The World Bank has disclosed that Nigeria’s poor employment market poses both economic and security threats to the nation. The World Bank made this remark in its bi-annual Nigerian Development Update, titled “Resilience through Reforms,” a report published twice yearly.

“Limited employment opportunities pose both economic and security challenges. As in other developing countries where informality is high, Nigeria’s official unemployment rate is a poor indicator of labour market outcomes because unemployed workers receive little public support and the incentives to remain employed are compelling, even in marginal activities that generate low returns,” the World Bank reported.

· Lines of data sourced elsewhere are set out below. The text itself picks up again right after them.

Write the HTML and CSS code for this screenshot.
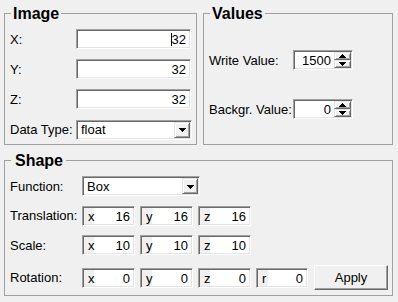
FILE: index.html
```html
<!DOCTYPE html>
<html>
<head>
<meta charset="utf-8">
<link rel="stylesheet" href="styles.css">
</head>
<body>
<div class="app">
  <div class="top">
    <fieldset class="group image">
      <legend>Image</legend>
      <div class="form">
        <span class="lbl">X:</span>
        <div class="edit sunken"><span class="caret"></span>32</div>
        <span class="lbl">Y:</span>
        <div class="edit sunken">32</div>
        <span class="lbl">Z:</span>
        <div class="edit sunken">32</div>
        <span class="lbl">Data Type:</span>
        <div class="combo sunken data">
          <span class="combo-text">float</span>
          <span class="drop raised"><svg width="7" height="4" viewBox="0 0 7 4"><path d="M0 0h7v1h-1v1h-1v1h-1v1h-1v-1h-1v-1h-1v-1h-1z"/></svg></span>
        </div>
      </div>
    </fieldset>
    <fieldset class="group values">
      <legend>Values</legend>
      <div class="vform">
        <span class="lbl">Write Value:</span>
        <div class="spin sunken">
          <span class="spin-val">1500</span>
          <div class="spin-btns">
            <span class="sbtn raised"><svg width="7" height="4" viewBox="0 0 7 4"><path d="M3 0h1v1h1v1h1v1h1v1H0V3h1V2h1V1h1z"/></svg></span>
            <span class="sbtn raised"><svg width="7" height="4" viewBox="0 0 7 4"><path d="M0 0h7v1H6v1H5v1H4v1H3V3H2V2H1V1H0z"/></svg></span>
          </div>
        </div>
        <span class="lbl">Backgr. Value:</span>
        <div class="spin sunken">
          <span class="spin-val">0</span>
          <div class="spin-btns">
            <span class="sbtn raised"><svg width="7" height="4" viewBox="0 0 7 4"><path d="M3 0h1v1h1v1h1v1h1v1H0V3h1V2h1V1h1z"/></svg></span>
            <span class="sbtn raised"><svg width="7" height="4" viewBox="0 0 7 4"><path d="M0 0h7v1H6v1H5v1H4v1H3V3H2V2H1V1H0z"/></svg></span>
          </div>
        </div>
      </div>
    </fieldset>
  </div>
  <fieldset class="group shape">
    <legend>Shape</legend>
    <div class="sform">
      <span class="lbl">Function:</span>
      <div class="combo sunken func">
        <span class="combo-text">Box</span>
        <span class="drop raised"><svg width="7" height="4" viewBox="0 0 7 4"><path d="M0 0h7v1h-1v1h-1v1h-1v1h-1v-1h-1v-1h-1v-1h-1z"/></svg></span>
      </div>

      <span class="lbl">Translation:</span>
      <div class="vecs">
        <div class="vec sunken"><span class="axis">x</span><span class="num">16</span></div>
        <div class="vec sunken"><span class="axis">y</span><span class="num">16</span></div>
        <div class="vec sunken"><span class="axis">z</span><span class="num">16</span></div>
      </div>

      <span class="lbl">Scale:</span>
      <div class="vecs">
        <div class="vec sunken"><span class="axis">x</span><span class="num">10</span></div>
        <div class="vec sunken"><span class="axis">y</span><span class="num">10</span></div>
        <div class="vec sunken"><span class="axis">z</span><span class="num">10</span></div>
      </div>

      <span class="lbl">Rotation:</span>
      <div class="vecs rot">
        <div class="vec sunken"><span class="axis">x</span><span class="num">0</span></div>
        <div class="vec sunken"><span class="axis">y</span><span class="num">0</span></div>
        <div class="vec sunken"><span class="axis">z</span><span class="num">0</span></div>
        <div class="vec sunken r"><span class="axis">r</span><span class="num">0</span></div>
        <button class="btn">Apply</button>
      </div>
    </div>
  </fieldset>
</div>
</body>
</html>
```

FILE: styles.css
```css
html, body {
  margin: 0;
  padding: 0;
  background: #f0f0f0;
}

body {
  width: 398px;
  height: 302px;
  overflow: hidden;
  font: 13px/15px "Liberation Sans", Arial, sans-serif;
  color: #000;
}

.app {
  padding: 4px 5px 0 4px;
}

.top {
  display: flex;
  gap: 6px;
}

.group {
  margin: 0;
  border: 1px solid #a0a0a0;
  min-width: 0;
  box-sizing: border-box;
}

.group legend {
  font: bold 16px/19px "Liberation Sans", Arial, sans-serif;
  padding: 0 2px;
  margin-left: 1px;
}

.shape legend {
  padding: 0 3px 0 4px;
}

.image {
  width: 193px;
  padding: 6px 4px 5px 5px;
}

.values {
  flex: 1;
  padding: 27px 4px 5px 5px;
}

.shape {
  margin-top: 6px;
  padding: 6px 4px 5px 5px;
}

.lbl {
  white-space: nowrap;
}

/* sunken / raised 3D frames */
.sunken {
  background: #fff;
  border: 1px solid;
  border-color: #a0a0a0 #fff #fff #a0a0a0;
  box-shadow: inset 1px 1px #696969, inset -1px -1px #e3e3e3;
  box-sizing: border-box;
}

.raised {
  background: #f0f0f0;
  border: 1px solid;
  border-color: #e3e3e3 #696969 #696969 #e3e3e3;
  box-shadow: inset 1px 1px #fff, inset -1px -1px #a0a0a0;
  box-sizing: border-box;
}

/* Image form */
.form {
  display: grid;
  grid-template-columns: 66px 115px;
  grid-auto-rows: 20px;
  row-gap: 10px;
  align-items: center;
}

.edit {
  height: 20px;
  display: flex;
  align-items: center;
  justify-content: flex-end;
  padding-right: 4px;
}

.caret {
  width: 1px;
  height: 13px;
  background: #000;
}

.combo {
  height: 20px;
  display: flex;
  align-items: center;
  padding: 1px;
}

.combo.data {
  width: 116px;
  margin-top: 1px;
}

.combo.func {
  width: 118px;
}

.combo-text {
  flex: 1;
  padding-left: 3px;
}

.drop {
  width: 16px;
  height: 16px;
  display: flex;
  align-items: center;
  justify-content: center;
  padding-top: 1px;
}

.drop svg,
.sbtn svg {
  display: block;
  fill: #000;
}

/* Values form */
.vform {
  display: grid;
  grid-template-columns: 84px 60px;
  grid-auto-rows: 20px;
  row-gap: 29px;
  align-items: center;
}

.spin {
  width: 60px;
  height: 20px;
  padding: 1px;
  display: flex;
}

.spin-val {
  flex: 1;
  text-align: right;
  padding-right: 3px;
  line-height: 18px;
}

.spin-btns {
  width: 17px;
  display: flex;
  flex-direction: column;
}

.sbtn {
  height: 9px;
  display: flex;
  align-items: center;
  justify-content: center;
}

/* Shape form */
.sform {
  display: grid;
  grid-template-columns: 72px auto;
  align-items: center;
  row-gap: 9px;
}

.sform > .lbl:nth-of-type(3),
.sform > .vecs:nth-of-type(2) {
  margin-top: 1px;
}

.vecs {
  display: flex;
  gap: 5px;
  align-items: center;
}

.vecs.rot {
  margin-top: 1px;
}

.vec {
  width: 53px;
  height: 20px;
  display: flex;
  padding: 1px;
}

.vec.r {
  width: 52px;
}

.axis {
  width: 10px;
  padding-left: 4px;
  box-sizing: border-box;
  background: #f0f0f0;
  line-height: 18px;
}

.num {
  flex: 1;
  text-align: right;
  padding-right: 3px;
  line-height: 18px;
}

.btn {
  width: 74px;
  height: 25px;
  margin-left: 1px;
  font: 13px "Liberation Sans", Arial, sans-serif;
  color: #000;
  background: #f0f0f0;
  border: 1px solid;
  border-color: #fff #696969 #696969 #fff;
  box-shadow: inset -1px -1px #a0a0a0;
  padding: 0;
}
```
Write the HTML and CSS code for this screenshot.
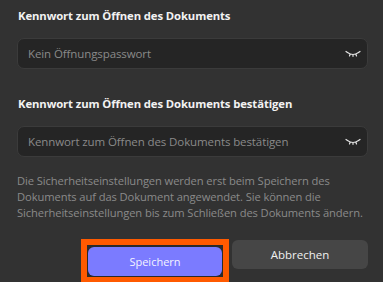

The Bank added that despite agriculture serving as an employer of last resort; family farms absorbed excess labour during economic downturns; however, the periodic influx of displaced urban workers into the rural economy kept agricultural wage rates low, generating uncertainty that discouraged investment in productive capital.

“The informal service sector also provides employment, but it also typically offers low wages and limited job security or labour protection. In addition to their negative economic consequences, rising levels of unemployment and underemployment are both a cause and a consequence of conflict and insecurity,” it said.

The World Bank revealed that due to the nature of the economy, marginally employed workers became prime recruiting targets for criminal organizations and insurgent groups like Boko Haram. The resulting insecurity intensified violence, according to the report, which further eroded the labour market, contributing to a vicious cycle of underemployment and instability.

“Creating adequate productive employment is thus a priority not only for economic policy but also for national security,” it urged.